→ **WHAT IS REQUIRED**: Across the entries below, how many lines contain the string "components"? Give only the count.

--- --- ---

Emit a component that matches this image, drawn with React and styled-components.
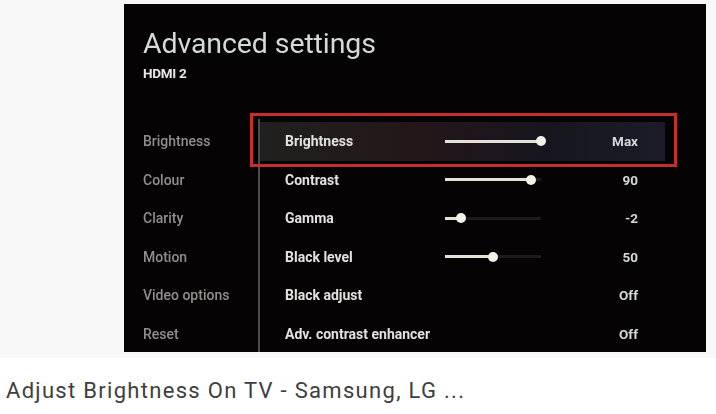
import React from 'react';
import styled, { createGlobalStyle } from 'styled-components';

const rows = [
  { side: 'Brightness', name: 'Brightness', level: 100, value: 'Max', active: true },
  { side: 'Colour', name: 'Contrast', level: 90, value: '90' },
  { side: 'Clarity', name: 'Gamma', level: 17, value: '-2' },
  { side: 'Motion', name: 'Black level', level: 50, value: '50' },
  { side: 'Video options', name: 'Black adjust', value: 'Off' },
  { side: 'Reset', name: 'Adv. contrast enhancer', value: 'Off' },
];

function App() {
  return (
    <>
      <GlobalStyle />
      <StCard>
        <StThumb>
          <StScreen>
            <StTitle>Advanced settings</StTitle>
            <StSource>HDMI 2</StSource>
            <StBody>
              <StSide>
                {rows.map((row) => (
                  <StSideItem key={row.side}>{row.side}</StSideItem>
                ))}
              </StSide>
              <StList>
                {rows.map((row) => (
                  <StRow key={row.name} $active={row.active}>
                    <StName>{row.name}</StName>
                    <StSlot>
                      {row.level !== undefined && (
                        <StTrack>
                          <StFill $level={row.level} />
                          <StKnob $level={row.level} />
                        </StTrack>
                      )}
                    </StSlot>
                    <StValue>{row.value}</StValue>
                  </StRow>
                ))}
              </StList>
            </StBody>
            <StHighlight />
          </StScreen>
        </StThumb>
        <StCaption>Adjust Brightness On TV - Samsung, LG ...</StCaption>
      </StCard>
    </>
  );
}

export default App;

const GlobalStyle = createGlobalStyle`
  html, body {
    margin: 0;
    padding: 0;
    background: #fff;
  }
`;

const StCard = styled.div`
  width: 716px;
  height: 414px;
  overflow: hidden;
  font-family: Roboto, 'Liberation Sans', sans-serif;
`;

const StThumb = styled.div`
  display: flex;
  justify-content: flex-end;
  height: 358px;
  box-sizing: border-box;
  padding: 4px 10px 6px 0;
  background: #f8f8f8;
`;

const StScreen = styled.div`
  position: relative;
  width: 582px;
  height: 348px;
  box-sizing: border-box;
  padding: 23px 0 0 19px;
  overflow: hidden;
  background: #050304;
`;

const StTitle = styled.div`
  font-size: 28.5px;
  line-height: 34px;
  letter-spacing: -0.1px;
  color: #d4dad6;
  filter: blur(0.7px);
`;

const StSource = styled.div`
  margin-top: 5px;
  font-size: 13.5px;
  line-height: 14px;
  font-weight: 700;
  letter-spacing: -0.3px;
  color: #e8e8e8;
  filter: blur(0.7px);
`;

const StBody = styled.div`
  display: flex;
  margin-top: 39px;
  height: 233px;
`;

const StSide = styled.div`
  display: flex;
  flex-direction: column;
  width: 115px;
  padding-top: 3px;
`;

const StSideItem = styled.div`
  height: 38.5px;
  line-height: 38.5px;
  font-size: 14px;
  font-weight: 500;
  color: #8f908e;
  filter: blur(0.7px);
`;

const StList = styled.div`
  display: flex;
  flex-direction: column;
  flex: 1;
  padding-top: 3px;
  border-left: 2px solid #4a4c4e;
`;

const StRow = styled.div`
  display: flex;
  align-items: center;
  flex-shrink: 0;
  height: 38.5px;
  width: 405px;
  padding-left: 25px;
  box-sizing: border-box;
  background: ${(props) =>
    props.$active ? 'linear-gradient(90deg, #20201f 0%, #241619 40%, #17161f 70%, #1b1c28 100%)' : 'transparent'};
`;

const StName = styled.div`
  width: 160px;
  flex-shrink: 0;
  font-size: 14px;
  font-weight: 700;
  color: #e2e2e0;
  white-space: nowrap;
  filter: blur(0.7px);
`;

const StSlot = styled.div`
  width: 96px;
  flex-shrink: 0;
`;

const StTrack = styled.div`
  position: relative;
  height: 3px;
  background: #1c1c1c;
`;

const StFill = styled.div`
  width: ${(props) => props.$level}%;
  height: 100%;
  background: #e4e2d8;
  filter: blur(0.5px);
`;

const StKnob = styled.div`
  position: absolute;
  top: -3.5px;
  left: ${(props) => props.$level}%;
  width: 10px;
  height: 10px;
  margin-left: -5px;
  border-radius: 50%;
  background: #f2f1ea;
  filter: blur(0.5px);
`;

const StValue = styled.div`
  width: 97px;
  flex-shrink: 0;
  text-align: right;
  font-size: 13.5px;
  font-weight: 700;
  color: #d6d7d8;
  filter: blur(0.7px);
`;

const StHighlight = styled.div`
  position: absolute;
  left: 126px;
  top: 109px;
  width: 427px;
  height: 54px;
  box-sizing: border-box;
  border: 3px solid #c62f2c;
`;

const StCaption = styled.div`
  margin: 20px 0 0 6px;
  font-size: 22px;
  line-height: 26px;
  letter-spacing: 1.3px;
  color: #3c4043;
  white-space: nowrap;
`;
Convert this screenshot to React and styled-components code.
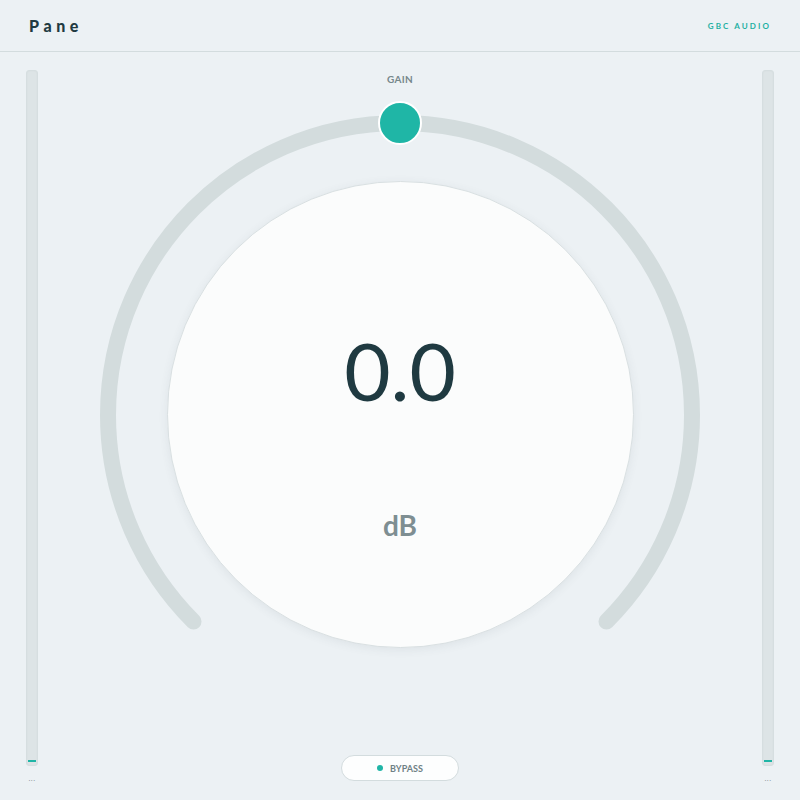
import React from 'react';
import styled, { createGlobalStyle } from 'styled-components';

const GlobalStyle = createGlobalStyle`
  html, body {
    margin: 0;
    padding: 0;
    background: #ecf1f4;
  }
  body {
    font-family: Lato, "Open Sans", "Liberation Sans", sans-serif;
  }
`;

const Page = styled.div`
  width: 800px;
  height: 800px;
  display: flex;
  flex-direction: column;
  background: #ecf1f4;
  overflow: hidden;
`;

const Header = styled.header`
  height: 52px;
  flex: 0 0 52px;
  box-sizing: border-box;
  border-bottom: 1px solid #d3dcde;
  display: flex;
  align-items: center;
  justify-content: space-between;
  padding: 0 29px 0 29px;
`;

const Title = styled.h1`
  margin: 0;
  font-size: 16px;
  font-weight: 900;
  letter-spacing: 4.6px;
  color: #1f3a41;
`;

const Brand = styled.span`
  font-size: 8px;
  font-weight: 700;
  letter-spacing: 2.1px;
  color: #1fb0a2;
`;

const Main = styled.main`
  flex: 1;
  display: flex;
  justify-content: space-between;
  padding: 18px 26px 0;
`;

const MeterColumn = styled.div`
  display: flex;
  flex-direction: column;
  align-items: center;
  width: 12px;
`;

const MeterTrack = styled.div`
  width: 12px;
  height: 696px;
  box-sizing: border-box;
  border-radius: 3px;
  background: #dde4e6;
  border: 1px solid #d6dee0;
  box-shadow: inset 0 0 2px rgba(0, 0, 0, 0.04);
  display: flex;
  flex-direction: column;
  justify-content: flex-end;
  align-items: center;
  padding-bottom: 3px;
`;

const MeterLevel = styled.div`
  width: 8px;
  height: 2px;
  background: #1fb5a6;
`;

const MeterValue = styled.span`
  margin-top: 7px;
  font-size: 8px;
  line-height: 10px;
  color: #8d9a9d;
  letter-spacing: 0.5px;
`;

const Center = styled.section`
  display: flex;
  flex-direction: column;
  align-items: center;
  padding-top: 3px;
`;

const Label = styled.div`
  font-size: 10px;
  line-height: 12px;
  font-weight: 700;
  color: #76878b;
  letter-spacing: 0.3px;
`;

const Dial = styled.div`
  margin-top: 30px;
  width: 600px;
  height: 540px;
  display: grid;
  justify-items: center;
  align-items: start;

  & > * {
    grid-area: 1 / 1;
  }
`;

const Arc = styled.svg`
  width: 600px;
  height: 540px;
  overflow: visible;
`;

const Face = styled.div`
  margin-top: 66px;
  width: 467px;
  height: 467px;
  box-sizing: border-box;
  border-radius: 50%;
  background: #fbfcfc;
  border: 1px solid #d9e0e2;
  box-shadow: 0 2px 10px rgba(60, 80, 90, 0.08);
  display: flex;
  flex-direction: column;
  align-items: center;
  padding-top: 148px;
`;

const Value = styled.div`
  font-size: 80px;
  line-height: 80px;
  font-weight: 400;
  color: #1f3a41;
`;

const Unit = styled.div`
  margin-top: 101px;
  font-size: 28px;
  line-height: 28px;
  font-weight: 700;
  color: #7e8e92;
`;

const Bypass = styled.button`
  margin-top: 100px;
  width: 118px;
  height: 26px;
  box-sizing: border-box;
  border-radius: 13px;
  background: #fdfefe;
  border: 1px solid #d3dcde;
  display: flex;
  align-items: center;
  justify-content: center;
  gap: 7px;
  font-family: inherit;
  font-size: 9px;
  font-weight: 700;
  color: #6f8185;
  padding: 0;
  cursor: pointer;
`;

const Dot = styled.span`
  width: 6px;
  height: 6px;
  border-radius: 50%;
  background: ${p => (p.active ? '#1fb5a6' : '#c9d2d4')};
`;

const Meter = ({ value }) => (
  <MeterColumn>
    <MeterTrack>
      <MeterLevel />
    </MeterTrack>
    <MeterValue>{value}</MeterValue>
  </MeterColumn>
);

// arc runs from -135deg to +135deg around the top, knob at 0dB
const cx = 300;
const cy = 300;
const r = 292;
const pt = deg => {
  const a = (deg * Math.PI) / 180;
  return [cx + r * Math.sin(a), cy - r * Math.cos(a)];
};

const GainDial = ({ value }) => {
  const [sx, sy] = pt(-135);
  const [ex, ey] = pt(135);
  const [kx, ky] = pt(0);
  return (
    <Dial>
      <Arc viewBox="0 0 600 540">
        <path
          d={`M ${sx} ${sy} A ${r} ${r} 0 1 1 ${ex} ${ey}`}
          fill="none"
          stroke="#d3dcdd"
          strokeWidth="16"
          strokeLinecap="round"
        />
        <circle cx={kx} cy={ky} r="21" fill="#1fb6a6" stroke="#ffffff" strokeWidth="2" />
      </Arc>
      <Face>
        <Value>{value}</Value>
        <Unit>dB</Unit>
      </Face>
    </Dial>
  );
};

const App = () => (
  <Page>
    <GlobalStyle />
    <Header>
      <Title>Pane</Title>
      <Brand>GBC AUDIO</Brand>
    </Header>
    <Main>
      <Meter value="..." />
      <Center>
        <Label>GAIN</Label>
        <GainDial value="0.0" />
        <Bypass>
          <Dot active />
          BYPASS
        </Bypass>
      </Center>
      <Meter value="..." />
    </Main>
  </Page>
);

export default App;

--- --- ---

→ **FINAL RESULT**: 4